Data entries
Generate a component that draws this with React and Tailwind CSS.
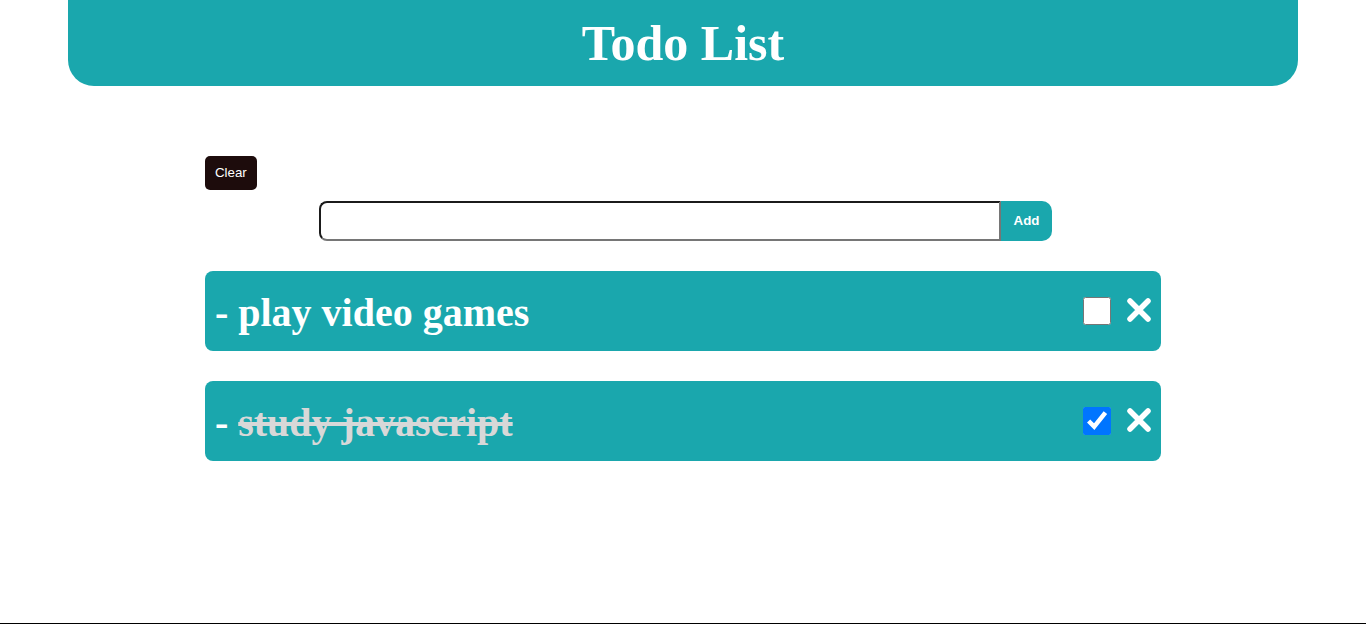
import React from "react";

function XIcon() {
  return (
    <svg width="28" height="28" viewBox="0 0 28 28" className="block -mt-[2px]">
      <path d="M5 5 L23 23 M23 5 L5 23" stroke="white" strokeWidth="5.5" strokeLinecap="round" fill="none" />
    </svg>
  );
}

function Item({ text, done }) {
  return (
    <div className="flex items-center justify-between h-[80px] rounded-[8px] bg-[#1aa7ad] pl-[10px] pr-[8px]">
      <div className="pt-[4px] text-[40px] font-bold text-white leading-none [font-family:'Liberation_Serif',serif]">
        -{" "}
        <span className={done ? "line-through text-[#d8d8d8]" : ""}>{text}</span>
      </div>
      <div className="flex items-center gap-[14px]">
        <input type="checkbox" defaultChecked={done} className="w-[28px] h-[28px] m-0" />
        <XIcon />
      </div>
    </div>
  );
}

export default function App() {
  return (
    <div className="min-h-[624px] border-b border-black bg-white [font-family:'Liberation_Sans',Arial,sans-serif]">
      <div className="w-[90%] mx-auto h-[86px] bg-[#1aa7ad] rounded-b-[26px] flex items-center justify-center">
        <h1 className="text-[50px] font-bold text-white leading-none [font-family:'Liberation_Serif',serif]">Todo List</h1>
      </div>
      <div className="w-[70%] mx-auto pt-[70px]">
        <button className="h-[34px] px-[10px] rounded-[5px] bg-[#1d0c0c] text-white text-[13.33px]">Clear</button>
        <div className="flex justify-center mt-[11px] pl-[5px]">
          <input
            type="text"
            className="w-[682px] h-[40px] rounded-l-[8px] border-2 border-t-[#1b1b1b] border-l-[#1b1b1b] border-b-[#767676] border-r-[#767676] outline-none px-2"
          />
          <button className="w-[51px] h-[40px] rounded-r-[10px] bg-[#1aa7ad] text-white text-[13.33px] font-bold">Add</button>
        </div>
        <div className="mt-[30px] flex flex-col gap-[30px]">
          <Item text="play video games" done={false} />
          <Item text="study javascript" done={true} />
        </div>
      </div>
    </div>
  );
}
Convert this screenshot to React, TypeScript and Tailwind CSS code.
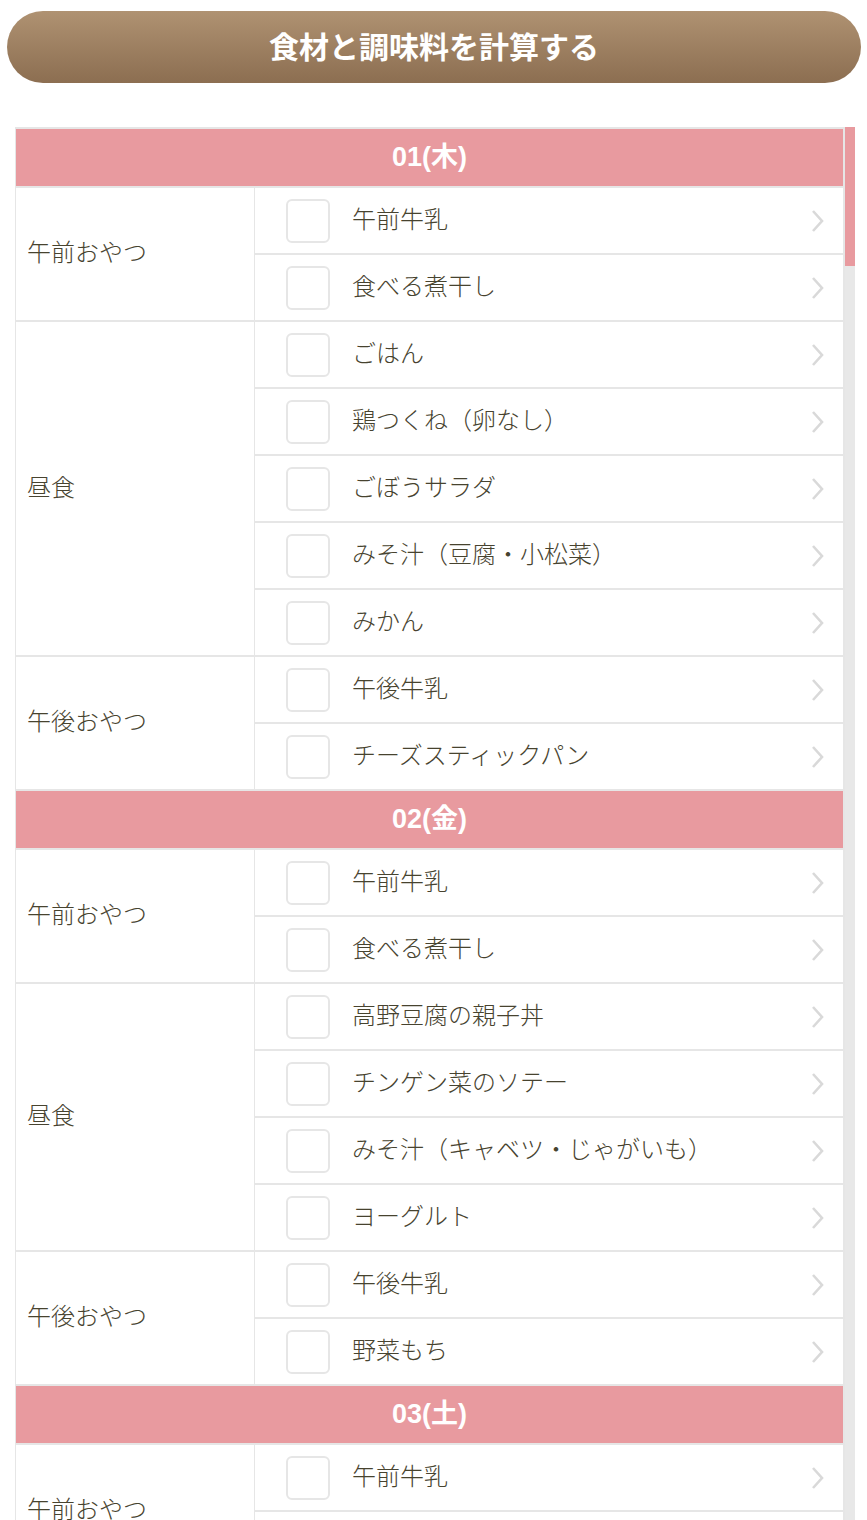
type Group = { label: string; items: string[] };
type Day = { title: string; groups: Group[] };

const days: Day[] = [
  {
    title: '01(木)',
    groups: [
      { label: '午前おやつ', items: ['午前牛乳', '食べる煮干し'] },
      { label: '昼食', items: ['ごはん', '鶏つくね（卵なし）', 'ごぼうサラダ', 'みそ汁（豆腐・小松菜）', 'みかん'] },
      { label: '午後おやつ', items: ['午後牛乳', 'チーズスティックパン'] },
    ],
  },
  {
    title: '02(金)',
    groups: [
      { label: '午前おやつ', items: ['午前牛乳', '食べる煮干し'] },
      { label: '昼食', items: ['高野豆腐の親子丼', 'チンゲン菜のソテー', 'みそ汁（キャベツ・じゃがいも）', 'ヨーグルト'] },
      { label: '午後おやつ', items: ['午後牛乳', '野菜もち'] },
    ],
  },
  {
    title: '03(土)',
    groups: [
      { label: '午前おやつ', items: ['午前牛乳', '食べる煮干し'] },
    ],
  },
];

const jp = { fontFamily: '"Noto Sans CJK JP", "Noto Sans", sans-serif' };
const head = { fontFamily: '"Liberation Sans", "Noto Sans CJK JP", sans-serif' };

function Chevron() {
  return (
    <svg width="14" height="24" viewBox="0 0 14 24" className="mr-[19px] shrink-0">
      <polyline points="3,2 12,12 3,22" fill="none" stroke="#d9d9d9" strokeWidth="2.6" />
    </svg>
  );
}

function ItemRow({ name, first }: { name: string; first: boolean }) {
  return (
    <div className={`h-[65px] flex items-center ${first ? '' : 'border-t-2 border-[#e6e6e6]'} box-content`}>
      <div className="ml-[31px] w-[44px] h-[44px] rounded-[6px] border-2 border-[#e6e6e6] bg-white shrink-0" />
      <div className="ml-[22px] pb-[6px] flex-1 text-[24px] leading-none font-light text-[#47432f] whitespace-nowrap" style={jp}>
        {name}
      </div>
      <Chevron />
    </div>
  );
}

function GroupBlock({ g }: { g: Group }) {
  return (
    <div className="flex border-t-2 border-[#e6e6e6]">
      <div className="w-[239px] shrink-0 border-r border-[#e6e6e6] flex items-center pl-[11px] pb-[6px] text-[24px] leading-none font-light text-[#47432f]" style={jp}>
        {g.label}
      </div>
      <div className="flex-1 flex flex-col">
        {g.items.map((n, i) => (
          <ItemRow key={n + i} name={n} first={i === 0} />
        ))}
      </div>
    </div>
  );
}

export default function App() {
  return (
    <div className="w-[867px] h-[1520px] overflow-hidden bg-white">
      <div className="pt-[11px] pl-[7px] pr-[6px]">
        <button
          type="button"
          className="w-full h-[72px] pb-[4px] rounded-full bg-gradient-to-b from-[#af9272] to-[#8c6e51] text-white text-[30px] font-bold"
          style={jp}
        >
          食材と調味料を計算する
        </button>
      </div>

      <div className="mt-[44px] ml-[15px] w-[840px] flex items-start">
        <div className="flex-1 border-l border-r-2 border-[#e6e6e6]">
          {days.map(d => (
            <div key={d.title}>
              <div
                className="h-[57px] box-content border-t-2 border-[#e6e6e6] bg-[#e89a9f] flex items-center justify-center text-white text-[27px] font-bold"
                style={head}
              >
                {d.title}
              </div>
              {d.groups.map(g => (
                <GroupBlock key={d.title + g.label} g={g} />
              ))}
            </div>
          ))}
        </div>
        <div className="w-[10px] self-stretch bg-[#e8e8e8]">
          <div className="h-[139px] bg-[#e89a9f]" />
        </div>
      </div>
    </div>
  );
}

### What you will do
From the records above, copy every line that holds the word "this".

### Solution to the exercise
Generate a component that draws this with React and Tailwind CSS.
Convert this screenshot to React, TypeScript and Tailwind CSS code.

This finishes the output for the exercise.